> _Work to be completed_: Quote every line of the data below as it stands, omitting pictures.

> _Material provided_:
────────────────

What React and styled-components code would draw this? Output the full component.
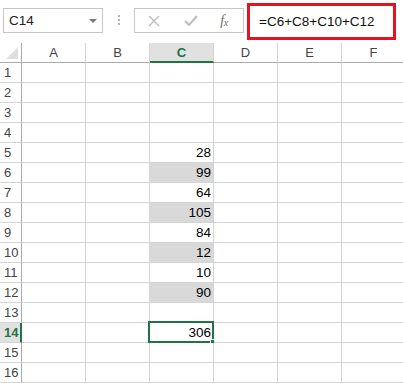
import React from 'react';
import styled, { createGlobalStyle } from 'styled-components';

const GlobalStyle = createGlobalStyle`
  html, body {
    margin: 0;
    padding: 0;
    background: #ffffff;
  }
  body {
    font-family: "Liberation Sans", Arial, sans-serif;
    overflow: hidden;
  }
`;

const GREEN = '#217346';
const COLS = ['A', 'B', 'C', 'D', 'E', 'F'];
const ROWS = Array.from({ length: 16 }, (_, i) => i + 1);

const values = {
  5: { v: 28 },
  6: { v: 99, fill: true },
  7: { v: 64 },
  8: { v: 105, fill: true },
  9: { v: 84 },
  10: { v: 12, fill: true },
  11: { v: 10 },
  12: { v: 90, fill: true },
  14: { v: 306, active: true },
};

const Page = styled.div`
  width: 403px;
  height: 383px;
  overflow: hidden;
  display: flex;
  flex-direction: column;
`;

const Toolbar = styled.div`
  height: 43px;
  display: flex;
  align-items: flex-start;
  box-sizing: border-box;
  padding-left: 3px;
`;

const NameBox = styled.div`
  margin-top: 8px;
  width: 100px;
  height: 25px;
  box-sizing: border-box;
  border: 1px solid #c6c6c6;
  display: flex;
  align-items: center;
  justify-content: space-between;
  padding: 0 5px 0 5px;
  font-size: 13.5px;
  color: #222;
`;

const Caret = styled.span`
  width: 0;
  height: 0;
  border-left: 4px solid transparent;
  border-right: 4px solid transparent;
  border-top: 4px solid #7a7a7a;
`;

const Dots = styled.div`
  margin: 15px 0 0 0;
  width: 31px;
  display: flex;
  flex-direction: column;
  align-items: center;
  gap: 2px;
  span {
    width: 2px;
    height: 2px;
    background: #b5b5b5;
  }
`;

const ButtonBox = styled.div`
  margin-top: 8px;
  width: 110px;
  height: 25px;
  box-sizing: border-box;
  border: 1px solid #c6c6c6;
  display: flex;
  align-items: center;
`;

const ToolButton = styled.span`
  width: ${({ $w }) => $w}px;
  display: flex;
  justify-content: center;
  align-items: center;
`;

const Fx = styled.span`
  font-family: "Liberation Serif", "Times New Roman", serif;
  font-style: italic;
  font-size: 14px;
  color: #6e6e6e;
  letter-spacing: -0.5px;
  sub {
    font-size: 10px;
    vertical-align: -1px;
  }
`;

const FormulaBox = styled.div`
  margin: 3px 0 0 3px;
  width: 149px;
  height: 37px;
  box-sizing: border-box;
  border: 3px solid #e5131f;
  display: flex;
  align-items: center;
  padding-left: 9px;
  font-size: 13.5px;
  color: #111;
  white-space: nowrap;
`;

const Grid = styled.div`
  display: grid;
  grid-template-columns: 22px repeat(6, 64px);
  grid-auto-rows: 20px;
`;

const Corner = styled.div`
  box-sizing: border-box;
  border-right: 1px solid #ababab;
  border-bottom: 1px solid #ababab;
  display: flex;
  align-items: flex-end;
  justify-content: flex-end;
  padding: 0 3px 3px 0;
  &::after {
    content: '';
    width: 0;
    height: 0;
    border-left: 12px solid transparent;
    border-bottom: 12px solid #dfdfdf;
  }
`;

const ColHead = styled.div`
  box-sizing: border-box;
  border-right: 1px solid #d4d4d4;
  border-bottom: ${({ $active }) => ($active ? `2px solid ${GREEN}` : '1px solid #ababab')};
  background: ${({ $active }) => ($active ? '#e1e1e1' : '#ffffff')};
  color: ${({ $active }) => ($active ? GREEN : '#444')};
  font-weight: ${({ $active }) => ($active ? 'bold' : 'normal')};
  font-size: 13px;
  display: flex;
  align-items: center;
  justify-content: center;
  padding-top: ${({ $active }) => ($active ? 1 : 0)}px;
`;

const RowHead = styled.div`
  box-sizing: border-box;
  border-right: ${({ $active }) => ($active ? `2px solid ${GREEN}` : '1px solid #ababab')};
  border-bottom: 1px solid #d4d4d4;
  background: ${({ $active }) => ($active ? '#e1e1e1' : '#ffffff')};
  color: ${({ $active }) => ($active ? GREEN : '#444')};
  font-weight: ${({ $active }) => ($active ? 'bold' : 'normal')};
  font-size: 13px;
  line-height: 19px;
  padding-left: 4px;
`;

const Cell = styled.div`
  position: relative;
  box-sizing: border-box;
  border-right: 1px solid #d4d4d4;
  border-bottom: 1px solid #d4d4d4;
  background: ${({ $fill }) => ($fill ? '#d9d9d9' : '#ffffff')};
  font-size: 13.5px;
  line-height: 20px;
  text-align: right;
  padding-right: 2px;
  color: #000;
`;

const Selection = styled.div`
  position: absolute;
  left: -2px;
  top: -2px;
  right: -1px;
  bottom: -1px;
  border: 2px solid ${GREEN};
  pointer-events: none;
  &::after {
    content: '';
    position: absolute;
    right: -4px;
    bottom: -4px;
    width: 5px;
    height: 5px;
    background: ${GREEN};
    border: 1px solid #fff;
    border-width: 1px 0 0 1px;
  }
`;

const CrossIcon = () => (
  <svg width="12" height="12" viewBox="0 0 12 12">
    <path d="M1 1 L11 11 M11 1 L1 11" stroke="#bcbcbc" strokeWidth="1.4" fill="none" />
  </svg>
);

const CheckIcon = () => (
  <svg width="14" height="11" viewBox="0 0 14 11">
    <path d="M1 6 L5 10 L13 1" stroke="#bcbcbc" strokeWidth="2" fill="none" />
  </svg>
);

export default function App() {
  return (
    <Page>
      <GlobalStyle />
      <Toolbar>
        <NameBox>
          <span>C14</span>
          <Caret />
        </NameBox>
        <Dots>
          <span />
          <span />
          <span />
        </Dots>
        <ButtonBox>
          <ToolButton $w={38}>
            <CrossIcon />
          </ToolButton>
          <ToolButton $w={36}>
            <CheckIcon />
          </ToolButton>
          <ToolButton $w={30}>
            <Fx>
              f<sub>x</sub>
            </Fx>
          </ToolButton>
        </ButtonBox>
        <FormulaBox>=C6+C8+C10+C12</FormulaBox>
      </Toolbar>
      <Grid>
        <Corner />
        {COLS.map((c) => (
          <ColHead key={c} $active={c === 'C'}>
            {c}
          </ColHead>
        ))}
        {ROWS.map((r) => {
          const item = values[r];
          return (
            <React.Fragment key={r}>
              <RowHead $active={r === 14}>{r}</RowHead>
              {COLS.map((c) => {
                const here = c === 'C' && item;
                return (
                  <Cell key={c} $fill={Boolean(here && item.fill)}>
                    {here ? item.v : ''}
                    {here && item.active && <Selection />}
                  </Cell>
                );
              })}
            </React.Fragment>
          );
        })}
      </Grid>
    </Page>
  );
}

────────────────

> _Response to the exercise_:
What React and styled-components code would draw this? Output the full component.
import React from 'react';
import styled, { createGlobalStyle } from 'styled-components';

const GlobalStyle = createGlobalStyle`
  html, body {
    margin: 0;
    padding: 0;
    background: #ffffff;
  }
  body {
    font-family: "Liberation Sans", Arial, sans-serif;
    overflow: hidden;
  }
`;

const GREEN = '#217346';
const COLS = ['A', 'B', 'C', 'D', 'E', 'F'];
const ROWS = Array.from({ length: 16 }, (_, i) => i + 1);

const values = {
  5: { v: 28 },
  6: { v: 99, fill: true },
  7: { v: 64 },
  8: { v: 105, fill: true },
  9: { v: 84 },
  10: { v: 12, fill: true },
  11: { v: 10 },
  12: { v: 90, fill: true },
  14: { v: 306, active: true },
};

const Page = styled.div`
  width: 403px;
  height: 383px;
  overflow: hidden;
  display: flex;
  flex-direction: column;
`;

const Toolbar = styled.div`
  height: 43px;
  display: flex;
  align-items: flex-start;
  box-sizing: border-box;
  padding-left: 3px;
`;

const NameBox = styled.div`
  margin-top: 8px;
  width: 100px;
  height: 25px;
  box-sizing: border-box;
  border: 1px solid #c6c6c6;
  display: flex;
  align-items: center;
  justify-content: space-between;
  padding: 0 5px 0 5px;
  font-size: 13.5px;
  color: #222;
`;

const Caret = styled.span`
  width: 0;
  height: 0;
  border-left: 4px solid transparent;
  border-right: 4px solid transparent;
  border-top: 4px solid #7a7a7a;
`;

const Dots = styled.div`
  margin: 15px 0 0 0;
  width: 31px;
  display: flex;
  flex-direction: column;
  align-items: center;
  gap: 2px;
  span {
    width: 2px;
    height: 2px;
    background: #b5b5b5;
  }
`;

const ButtonBox = styled.div`
  margin-top: 8px;
  width: 110px;
  height: 25px;
  box-sizing: border-box;
  border: 1px solid #c6c6c6;
  display: flex;
  align-items: center;
`;

const ToolButton = styled.span`
  width: ${({ $w }) => $w}px;
  display: flex;
  justify-content: center;
  align-items: center;
`;

const Fx = styled.span`
  font-family: "Liberation Serif", "Times New Roman", serif;
  font-style: italic;
  font-size: 14px;
  color: #6e6e6e;
  letter-spacing: -0.5px;
  sub {
    font-size: 10px;
    vertical-align: -1px;
  }
`;

const FormulaBox = styled.div`
  margin: 3px 0 0 3px;
  width: 149px;
  height: 37px;
  box-sizing: border-box;
  border: 3px solid #e5131f;
  display: flex;
  align-items: center;
  padding-left: 9px;
  font-size: 13.5px;
  color: #111;
  white-space: nowrap;
`;

const Grid = styled.div`
  display: grid;
  grid-template-columns: 22px repeat(6, 64px);
  grid-auto-rows: 20px;
`;

const Corner = styled.div`
  box-sizing: border-box;
  border-right: 1px solid #ababab;
  border-bottom: 1px solid #ababab;
  display: flex;
  align-items: flex-end;
  justify-content: flex-end;
  padding: 0 3px 3px 0;
  &::after {
    content: '';
    width: 0;
    height: 0;
    border-left: 12px solid transparent;
    border-bottom: 12px solid #dfdfdf;
  }
`;

const ColHead = styled.div`
  box-sizing: border-box;
  border-right: 1px solid #d4d4d4;
  border-bottom: ${({ $active }) => ($active ? `2px solid ${GREEN}` : '1px solid #ababab')};
  background: ${({ $active }) => ($active ? '#e1e1e1' : '#ffffff')};
  color: ${({ $active }) => ($active ? GREEN : '#444')};
  font-weight: ${({ $active }) => ($active ? 'bold' : 'normal')};
  font-size: 13px;
  display: flex;
  align-items: center;
  justify-content: center;
  padding-top: ${({ $active }) => ($active ? 1 : 0)}px;
`;

const RowHead = styled.div`
  box-sizing: border-box;
  border-right: ${({ $active }) => ($active ? `2px solid ${GREEN}` : '1px solid #ababab')};
  border-bottom: 1px solid #d4d4d4;
  background: ${({ $active }) => ($active ? '#e1e1e1' : '#ffffff')};
  color: ${({ $active }) => ($active ? GREEN : '#444')};
  font-weight: ${({ $active }) => ($active ? 'bold' : 'normal')};
  font-size: 13px;
  line-height: 19px;
  padding-left: 4px;
`;

const Cell = styled.div`
  position: relative;
  box-sizing: border-box;
  border-right: 1px solid #d4d4d4;
  border-bottom: 1px solid #d4d4d4;
  background: ${({ $fill }) => ($fill ? '#d9d9d9' : '#ffffff')};
  font-size: 13.5px;
  line-height: 20px;
  text-align: right;
  padding-right: 2px;
  color: #000;
`;

const Selection = styled.div`
  position: absolute;
  left: -2px;
  top: -2px;
  right: -1px;
  bottom: -1px;
  border: 2px solid ${GREEN};
  pointer-events: none;
  &::after {
    content: '';
    position: absolute;
    right: -4px;
    bottom: -4px;
    width: 5px;
    height: 5px;
    background: ${GREEN};
    border: 1px solid #fff;
    border-width: 1px 0 0 1px;
  }
`;

const CrossIcon = () => (
  <svg width="12" height="12" viewBox="0 0 12 12">
    <path d="M1 1 L11 11 M11 1 L1 11" stroke="#bcbcbc" strokeWidth="1.4" fill="none" />
  </svg>
);

const CheckIcon = () => (
  <svg width="14" height="11" viewBox="0 0 14 11">
    <path d="M1 6 L5 10 L13 1" stroke="#bcbcbc" strokeWidth="2" fill="none" />
  </svg>
);

export default function App() {
  return (
    <Page>
      <GlobalStyle />
      <Toolbar>
        <NameBox>
          <span>C14</span>
          <Caret />
        </NameBox>
        <Dots>
          <span />
          <span />
          <span />
        </Dots>
        <ButtonBox>
          <ToolButton $w={38}>
            <CrossIcon />
          </ToolButton>
          <ToolButton $w={36}>
            <CheckIcon />
          </ToolButton>
          <ToolButton $w={30}>
            <Fx>
              f<sub>x</sub>
            </Fx>
          </ToolButton>
        </ButtonBox>
        <FormulaBox>=C6+C8+C10+C12</FormulaBox>
      </Toolbar>
      <Grid>
        <Corner />
        {COLS.map((c) => (
          <ColHead key={c} $active={c === 'C'}>
            {c}
          </ColHead>
        ))}
        {ROWS.map((r) => {
          const item = values[r];
          return (
            <React.Fragment key={r}>
              <RowHead $active={r === 14}>{r}</RowHead>
              {COLS.map((c) => {
                const here = c === 'C' && item;
                return (
                  <Cell key={c} $fill={Boolean(here && item.fill)}>
                    {here ? item.v : ''}
                    {here && item.active && <Selection />}
                  </Cell>
                );
              })}
            </React.Fragment>
          );
        })}
      </Grid>
    </Page>
  );
}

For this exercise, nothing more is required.